*SOURCE MATERIAL*
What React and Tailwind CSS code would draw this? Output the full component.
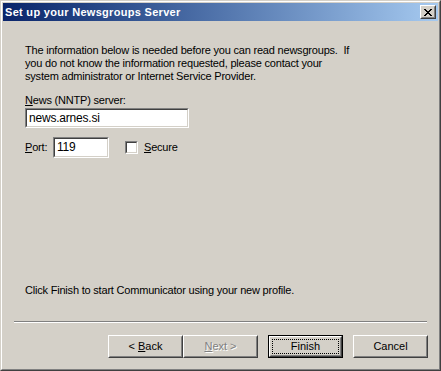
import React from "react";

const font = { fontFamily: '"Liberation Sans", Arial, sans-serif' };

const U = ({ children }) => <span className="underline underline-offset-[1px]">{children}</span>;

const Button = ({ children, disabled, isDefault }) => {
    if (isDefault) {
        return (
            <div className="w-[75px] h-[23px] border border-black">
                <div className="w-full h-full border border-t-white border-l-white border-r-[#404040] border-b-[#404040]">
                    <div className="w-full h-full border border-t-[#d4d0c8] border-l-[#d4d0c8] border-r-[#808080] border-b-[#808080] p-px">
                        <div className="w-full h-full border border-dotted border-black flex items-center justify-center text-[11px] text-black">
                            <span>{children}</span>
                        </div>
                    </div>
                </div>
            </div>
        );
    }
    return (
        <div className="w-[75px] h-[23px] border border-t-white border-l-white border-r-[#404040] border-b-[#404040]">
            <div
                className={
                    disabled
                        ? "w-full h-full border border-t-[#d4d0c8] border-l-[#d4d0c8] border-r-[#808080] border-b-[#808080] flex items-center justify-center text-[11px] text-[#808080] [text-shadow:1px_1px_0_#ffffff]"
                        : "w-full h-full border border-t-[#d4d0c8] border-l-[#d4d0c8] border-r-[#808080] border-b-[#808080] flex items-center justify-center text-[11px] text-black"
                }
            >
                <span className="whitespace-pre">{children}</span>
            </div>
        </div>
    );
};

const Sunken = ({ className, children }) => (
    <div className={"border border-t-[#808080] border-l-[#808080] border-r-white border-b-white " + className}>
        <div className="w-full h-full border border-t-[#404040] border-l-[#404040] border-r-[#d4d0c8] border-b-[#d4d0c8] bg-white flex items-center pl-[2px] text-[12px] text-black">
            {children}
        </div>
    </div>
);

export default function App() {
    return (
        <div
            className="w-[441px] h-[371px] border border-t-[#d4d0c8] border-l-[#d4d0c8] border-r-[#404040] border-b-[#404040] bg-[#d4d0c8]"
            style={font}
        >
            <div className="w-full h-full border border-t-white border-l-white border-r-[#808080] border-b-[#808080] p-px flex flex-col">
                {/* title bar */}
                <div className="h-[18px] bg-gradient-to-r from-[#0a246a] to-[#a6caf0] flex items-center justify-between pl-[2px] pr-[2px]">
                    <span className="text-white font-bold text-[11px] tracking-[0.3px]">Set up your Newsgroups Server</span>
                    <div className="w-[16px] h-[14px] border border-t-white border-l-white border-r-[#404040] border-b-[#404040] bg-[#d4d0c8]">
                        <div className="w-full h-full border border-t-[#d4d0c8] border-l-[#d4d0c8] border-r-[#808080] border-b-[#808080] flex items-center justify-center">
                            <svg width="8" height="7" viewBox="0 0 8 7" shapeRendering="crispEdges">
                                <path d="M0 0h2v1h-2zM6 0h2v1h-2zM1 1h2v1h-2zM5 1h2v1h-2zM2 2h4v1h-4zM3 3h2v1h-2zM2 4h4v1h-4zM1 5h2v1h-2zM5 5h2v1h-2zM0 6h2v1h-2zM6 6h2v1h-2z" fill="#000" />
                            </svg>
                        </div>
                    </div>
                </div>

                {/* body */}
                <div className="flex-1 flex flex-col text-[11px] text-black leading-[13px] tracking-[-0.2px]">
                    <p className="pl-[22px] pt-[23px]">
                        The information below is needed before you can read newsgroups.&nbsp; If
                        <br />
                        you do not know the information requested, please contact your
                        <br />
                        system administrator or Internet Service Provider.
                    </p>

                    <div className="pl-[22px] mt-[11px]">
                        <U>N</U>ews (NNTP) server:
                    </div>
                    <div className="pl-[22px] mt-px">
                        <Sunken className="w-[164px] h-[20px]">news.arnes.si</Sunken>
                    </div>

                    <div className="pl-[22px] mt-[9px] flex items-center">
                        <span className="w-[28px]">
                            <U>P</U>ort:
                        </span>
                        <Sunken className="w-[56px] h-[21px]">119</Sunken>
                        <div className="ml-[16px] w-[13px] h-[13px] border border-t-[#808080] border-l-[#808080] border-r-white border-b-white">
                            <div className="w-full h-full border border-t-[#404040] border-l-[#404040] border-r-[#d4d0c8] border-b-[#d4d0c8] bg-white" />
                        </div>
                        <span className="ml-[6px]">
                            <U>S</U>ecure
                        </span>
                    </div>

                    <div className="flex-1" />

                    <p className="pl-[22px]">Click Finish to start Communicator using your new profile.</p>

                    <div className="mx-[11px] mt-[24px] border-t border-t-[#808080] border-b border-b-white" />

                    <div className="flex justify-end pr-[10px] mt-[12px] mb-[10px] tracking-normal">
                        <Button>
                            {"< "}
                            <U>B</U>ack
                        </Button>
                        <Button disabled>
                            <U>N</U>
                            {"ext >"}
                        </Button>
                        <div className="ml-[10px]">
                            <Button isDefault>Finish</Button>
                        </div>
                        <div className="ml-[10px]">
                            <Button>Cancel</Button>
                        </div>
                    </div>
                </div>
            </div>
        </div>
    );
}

*WRITTEN PROBLEM*
Write the listing out a second time exactly, dropping all images.

*FINISHED TASK*
What React and Tailwind CSS code would draw this? Output the full component.
import React from "react";

const font = { fontFamily: '"Liberation Sans", Arial, sans-serif' };

const U = ({ children }) => <span className="underline underline-offset-[1px]">{children}</span>;

const Button = ({ children, disabled, isDefault }) => {
    if (isDefault) {
        return (
            <div className="w-[75px] h-[23px] border border-black">
                <div className="w-full h-full border border-t-white border-l-white border-r-[#404040] border-b-[#404040]">
                    <div className="w-full h-full border border-t-[#d4d0c8] border-l-[#d4d0c8] border-r-[#808080] border-b-[#808080] p-px">
                        <div className="w-full h-full border border-dotted border-black flex items-center justify-center text-[11px] text-black">
                            <span>{children}</span>
                        </div>
                    </div>
                </div>
            </div>
        );
    }
    return (
        <div className="w-[75px] h-[23px] border border-t-white border-l-white border-r-[#404040] border-b-[#404040]">
            <div
                className={
                    disabled
                        ? "w-full h-full border border-t-[#d4d0c8] border-l-[#d4d0c8] border-r-[#808080] border-b-[#808080] flex items-center justify-center text-[11px] text-[#808080] [text-shadow:1px_1px_0_#ffffff]"
                        : "w-full h-full border border-t-[#d4d0c8] border-l-[#d4d0c8] border-r-[#808080] border-b-[#808080] flex items-center justify-center text-[11px] text-black"
                }
            >
                <span className="whitespace-pre">{children}</span>
            </div>
        </div>
    );
};

const Sunken = ({ className, children }) => (
    <div className={"border border-t-[#808080] border-l-[#808080] border-r-white border-b-white " + className}>
        <div className="w-full h-full border border-t-[#404040] border-l-[#404040] border-r-[#d4d0c8] border-b-[#d4d0c8] bg-white flex items-center pl-[2px] text-[12px] text-black">
            {children}
        </div>
    </div>
);

export default function App() {
    return (
        <div
            className="w-[441px] h-[371px] border border-t-[#d4d0c8] border-l-[#d4d0c8] border-r-[#404040] border-b-[#404040] bg-[#d4d0c8]"
            style={font}
        >
            <div className="w-full h-full border border-t-white border-l-white border-r-[#808080] border-b-[#808080] p-px flex flex-col">
                {/* title bar */}
                <div className="h-[18px] bg-gradient-to-r from-[#0a246a] to-[#a6caf0] flex items-center justify-between pl-[2px] pr-[2px]">
                    <span className="text-white font-bold text-[11px] tracking-[0.3px]">Set up your Newsgroups Server</span>
                    <div className="w-[16px] h-[14px] border border-t-white border-l-white border-r-[#404040] border-b-[#404040] bg-[#d4d0c8]">
                        <div className="w-full h-full border border-t-[#d4d0c8] border-l-[#d4d0c8] border-r-[#808080] border-b-[#808080] flex items-center justify-center">
                            <svg width="8" height="7" viewBox="0 0 8 7" shapeRendering="crispEdges">
                                <path d="M0 0h2v1h-2zM6 0h2v1h-2zM1 1h2v1h-2zM5 1h2v1h-2zM2 2h4v1h-4zM3 3h2v1h-2zM2 4h4v1h-4zM1 5h2v1h-2zM5 5h2v1h-2zM0 6h2v1h-2zM6 6h2v1h-2z" fill="#000" />
                            </svg>
                        </div>
                    </div>
                </div>

                {/* body */}
                <div className="flex-1 flex flex-col text-[11px] text-black leading-[13px] tracking-[-0.2px]">
                    <p className="pl-[22px] pt-[23px]">
                        The information below is needed before you can read newsgroups.&nbsp; If
                        <br />
                        you do not know the information requested, please contact your
                        <br />
                        system administrator or Internet Service Provider.
                    </p>

                    <div className="pl-[22px] mt-[11px]">
                        <U>N</U>ews (NNTP) server:
                    </div>
                    <div className="pl-[22px] mt-px">
                        <Sunken className="w-[164px] h-[20px]">news.arnes.si</Sunken>
                    </div>

                    <div className="pl-[22px] mt-[9px] flex items-center">
                        <span className="w-[28px]">
                            <U>P</U>ort:
                        </span>
                        <Sunken className="w-[56px] h-[21px]">119</Sunken>
                        <div className="ml-[16px] w-[13px] h-[13px] border border-t-[#808080] border-l-[#808080] border-r-white border-b-white">
                            <div className="w-full h-full border border-t-[#404040] border-l-[#404040] border-r-[#d4d0c8] border-b-[#d4d0c8] bg-white" />
                        </div>
                        <span className="ml-[6px]">
                            <U>S</U>ecure
                        </span>
                    </div>

                    <div className="flex-1" />

                    <p className="pl-[22px]">Click Finish to start Communicator using your new profile.</p>

                    <div className="mx-[11px] mt-[24px] border-t border-t-[#808080] border-b border-b-white" />

                    <div className="flex justify-end pr-[10px] mt-[12px] mb-[10px] tracking-normal">
                        <Button>
                            {"< "}
                            <U>B</U>ack
                        </Button>
                        <Button disabled>
                            <U>N</U>
                            {"ext >"}
                        </Button>
                        <div className="ml-[10px]">
                            <Button isDefault>Finish</Button>
                        </div>
                        <div className="ml-[10px]">
                            <Button>Cancel</Button>
                        </div>
                    </div>
                </div>
            </div>
        </div>
    );
}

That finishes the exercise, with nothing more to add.